While Rhodes is not alleged to have participated in the breach of the Capitol, Nestler described him as the group’s ringleader in calling members to Washington and urging them to resist the transfer of power by force if necessary.
Nestler played audio of various public appeals Rhodes made to Trump directly, asking him to invoke the Insurrection Act, which he believed would help mobilize members of the group to take up arms and resist any efforts to remove Trump from office. He said Rhodes, a Yale-educated former lawyer, told the group “they needed to be careful with their words” and used coded language to shield their true aims of opposing by force the lawful transfer of presidential power, the prosecution alleged.
Even after the riot, as they learned law enforcement was seeking to arrest those involved in the attack on the Capitol, Rhodes attempted to pass a message directly to Trump assuring him it was not too late to take action, Nestler said.
“My only regret is that they should have brought rifles,” Rhodes said in recorded audio on Jan. 10. “We could have fixed it right then and there.”
Rhetoric used by the group’s members grew increasingly violent in the days leading up to Jan. 6, Nestler said, with Rhodes and others raising the prospect of civil war or “bloody war” erupting as the end of Trump’s time in power grew closer.
All of the defendants have pleaded not guilty to the charges.
Defense attorneys for the five charged Oath Keepers are expected to argue their clients did nothing illegal in connection with the Jan. 6 attack, while claiming the government’s decision to charge them with the rarely-used seditious conspiracy statute is an effort to target members of the militia group over their political beliefs.
“The real evidence is going to show our clients were there to do security on [January] 5th and 6th,” Stewart Rhodes’ attorney Phillip Linder said during his opening statement Monday. “The type of security they’ve done for 13 years throughout their history.”
Linder said Rhodes would testify during the trial. He described Rhodes as “extremely patriotic” and claimed the Justice Department’s presenting of his recorded statements about opposing the transfer of power were merely an attempt to “alarm and anger” the jury.
“You take a handful of texts and you take a handful of things you don’t understand, take some things that look bad and put them together then you come to a conclusion or an incorrect mischaracterization,” Linder said on Monday. “We want to bring you the full picture.”

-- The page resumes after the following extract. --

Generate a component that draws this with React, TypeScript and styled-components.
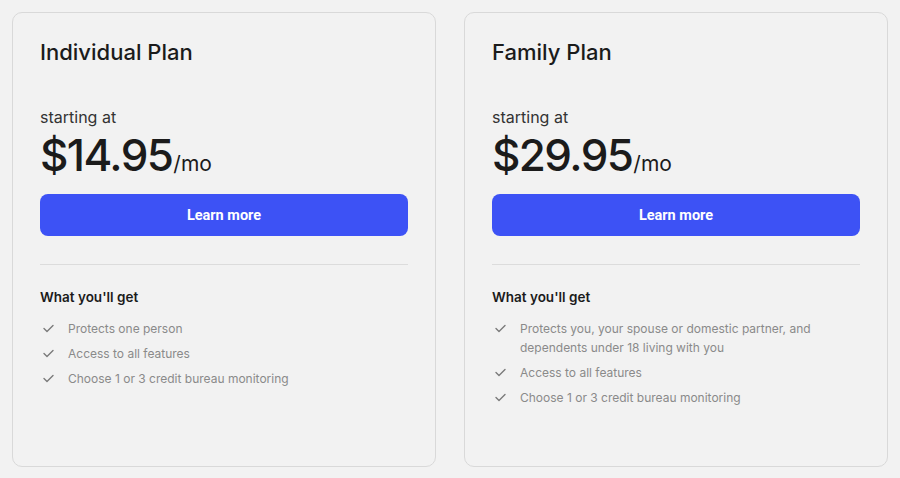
import React from "react";
import styled, { createGlobalStyle } from "styled-components";

const GlobalStyle = createGlobalStyle`
  html, body {
    margin: 0;
    padding: 0;
    background: #f2f2f2;
    font-family: Inter, "Noto Sans", sans-serif;
    color: #1d1d1f;
  }
`;

const Page = styled.main`
  display: grid;
  grid-template-columns: 424px 424px;
  gap: 28px;
  padding: 12px;
`;

const Card = styled.section`
  display: flex;
  flex-direction: column;
  height: 455px;
  box-sizing: border-box;
  padding: 23px 27px;
  border: 1px solid #d9d9d9;
  border-radius: 10px;
  background: #f2f2f2;
`;

const Title = styled.h2`
  margin: 0;
  font-size: 22px;
  line-height: 32px;
  font-weight: 500;
  color: #1b1b1b;
`;

const Starting = styled.p`
  margin: 37px 0 0;
  font-size: 16px;
  line-height: 24px;
  color: #333;
`;

const Price = styled.div`
  display: flex;
  align-items: baseline;
  margin-top: 4px;
  line-height: 44px;
`;

const Amount = styled.span`
  font-size: 44px;
  font-weight: 500;
  letter-spacing: -1.6px;
  color: #1b1b1b;
`;

const Period = styled.span`
  margin-left: 1px;
  font-size: 21px;
  font-weight: 400;
  color: #1b1b1b;
`;

const Button = styled.button`
  margin-top: 8px;
  height: 42px;
  border: none;
  border-radius: 8px;
  background: #3d52f5;
  color: #fff;
  font-family: Roboto, Inter, sans-serif;
  font-size: 14.5px;
  font-weight: 700;
  cursor: pointer;
`;

const Divider = styled.hr`
  margin: 28px 0 0;
  border: none;
  border-top: 1px solid #dcdcdc;
`;

const ListTitle = styled.h3`
  margin: 22px 0 0;
  font-size: 13.5px;
  line-height: 20px;
  font-weight: 600;
  color: #1b1b1b;
`;

const List = styled.ul`
  list-style: none;
  margin: 12px 0 0;
  padding: 0;
  display: flex;
  flex-direction: column;
  gap: 6px;
`;

const Item = styled.li`
  display: flex;
  gap: 13px;
  font-size: 12px;
  line-height: 19px;
  color: #8a8a8a;
`;

const Check = styled.svg`
  flex: none;
  width: 13px;
  height: 19px;
  margin-left: 2px;
`;

const FeatureText = styled.span`
  max-width: 320px;
`;

const CheckIcon = () => (
  <Check viewBox="0 0 13 19" fill="none">
    <path d="M2 9.5l3 3 6-6" stroke="#7a7a7a" strokeWidth="1.4" strokeLinecap="round" strokeLinejoin="round" />
  </Check>
);

type Plan = { name: string; price: string; features: string[] };

const plans: Plan[] = [
  {
    name: "Individual Plan",
    price: "$14.95",
    features: ["Protects one person", "Access to all features", "Choose 1 or 3 credit bureau monitoring"],
  },
  {
    name: "Family Plan",
    price: "$29.95",
    features: [
      "Protects you, your spouse or domestic partner, and dependents under 18 living with you",
      "Access to all features",
      "Choose 1 or 3 credit bureau monitoring",
    ],
  },
];

export default function App() {
  return (
    <>
      <GlobalStyle />
      <Page>
        {plans.map((plan) => (
          <Card key={plan.name}>
            <Title>{plan.name}</Title>
            <Starting>starting at</Starting>
            <Price>
              <Amount>{plan.price}</Amount>
              <Period>/mo</Period>
            </Price>
            <Button>Learn more</Button>
            <Divider />
            <ListTitle>What you'll get</ListTitle>
            <List>
              {plan.features.map((f) => (
                <Item key={f}>
                  <CheckIcon />
                  <FeatureText>{f}</FeatureText>
                </Item>
              ))}
            </List>
          </Card>
        ))}
      </Page>
    </>
  );
}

The trial is expected to last upward of a month, lawyers have estimated, with a second set of defendants from the Oath Keepers militia charged in the conspiracy slated to stand trial in late November.
Nestler said the five Oath Keepers did have other reasons for being in Washington on Jan. 6 other than the storming of the Capitol, such as providing security for VIPs and attending Trump’s “Stop the Steal” rally at the Ellipse that preceded the riot.
But, Nestler said, all of them “also agreed to do whatever was necessary, including using force to make sure that presidential power was not transferred,” and that included driving to D.C. so they were able to bring their “weapons of war” close to the nation’s Capital.